Sports Medicine Research: In the Lab & In the Field: Career Ending Injuries May Be More Depressing Than We Thought (Sports Med Res)


Monday, November 13, 2017

Career Ending Injuries May Be More Depressing Than We Thought

Associations between retirement reasons, chronic pain, athletic identity, and depressive symptoms among former professional footballers

Sanders G, Stevenson C. 2017; European Journal of Sport Science. ahead of print.

Take Home Message: A career-ending injury makes a professional athlete more likely to have depression symptoms during retirement. Experiencing chronic pain and maintaining a high sense of athletic identity also increase risk of depression.

Numerous factors increase the risk of depression following retirement from a professional sport. However, we often study each factor without considering the other factors, and little is known if athletic identify and retirement reasons are associated with depression later in life. Therefore, the authors examined relationships between career-ending injury, chronic pain, athletic identity, and depressive symptoms in 307 retired United Kingdom professional footballers (~47 years old).Participants completed an online survey, where they answered questions regarding demographic information (age, duration of career, level of career, year of retirement, reason of retirement), depressive symptoms (Short Depression-Happiness Scale), pain (11-point pain intensity numerical rating scale), and athletic identity (Athletic Identity Measurement Scale). The authors found that 48 participants (16%) reported depressive symptoms. Within the depressed cohort, career ending injury (73%) and injury-related pain (96%) were the main reasons they retired. In the non-depressed cohort injury-related pain (64%) and family/personal reason (43%) were the main reasons for retirement. The athletes reporting depression symptoms were also younger and more recently retired. Lastly, the authors found that athletes were 3 times more likely to be depressed if they retired due to the injury, and they were almost 1.5 times more likely to be depressed if they reported chronic pain and a greater sense of athletic identity.

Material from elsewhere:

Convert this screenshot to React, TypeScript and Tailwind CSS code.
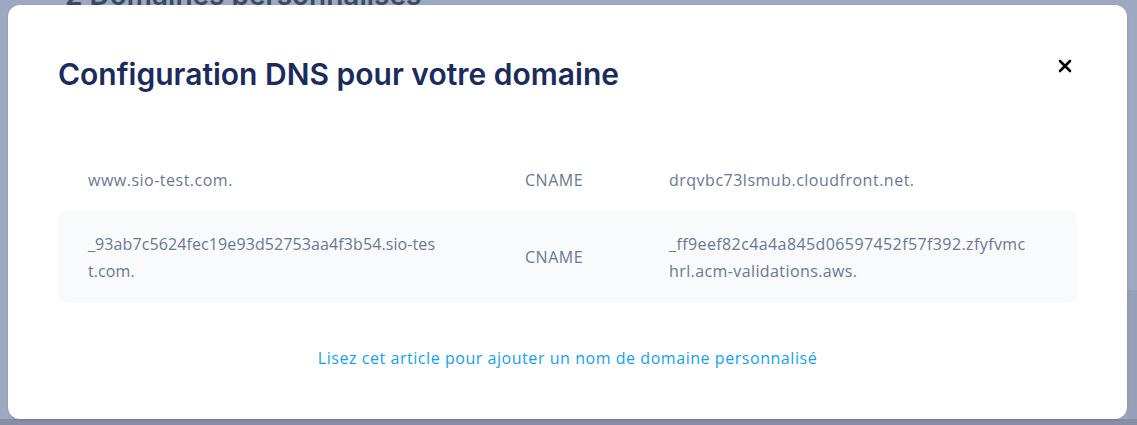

Many of the athletes reported that presence of injury-related pain was the main reason for retirement (211; 69%); however, the authors found that one of the largest risk contributors to depression symptoms after retirement was a career-ending injury. They also found that those with a strong sense of athletic identity were more likely to be depressed. This suggests that the abruptness of leaving a career when an athlete has a significant tie to it can lead to negative emotional effects later in life. These findings provide support for retired athletes to have continued medical care. Currently, medical professionals should understand the risk factors that contribute to depression in athletes later in life. Clinicians need to educate athletes on the appropriate follow-up care especially in athletes with career-ending injuries. This follow up care may also need to include psychological support. Additionally, we may be able to advocate for other roles for the athlete to maintain some athletic identity such as participating as a coach or being involved administratively in that club or association.

Question for Discussion: Have you ever followed up with an athlete after a career ending injury? Do you think we would see similar results in a collegiate population? Do you think involvement in the athletic community (coach, lower level participants, administrating) would help the athletic identity to halter depressions symptoms?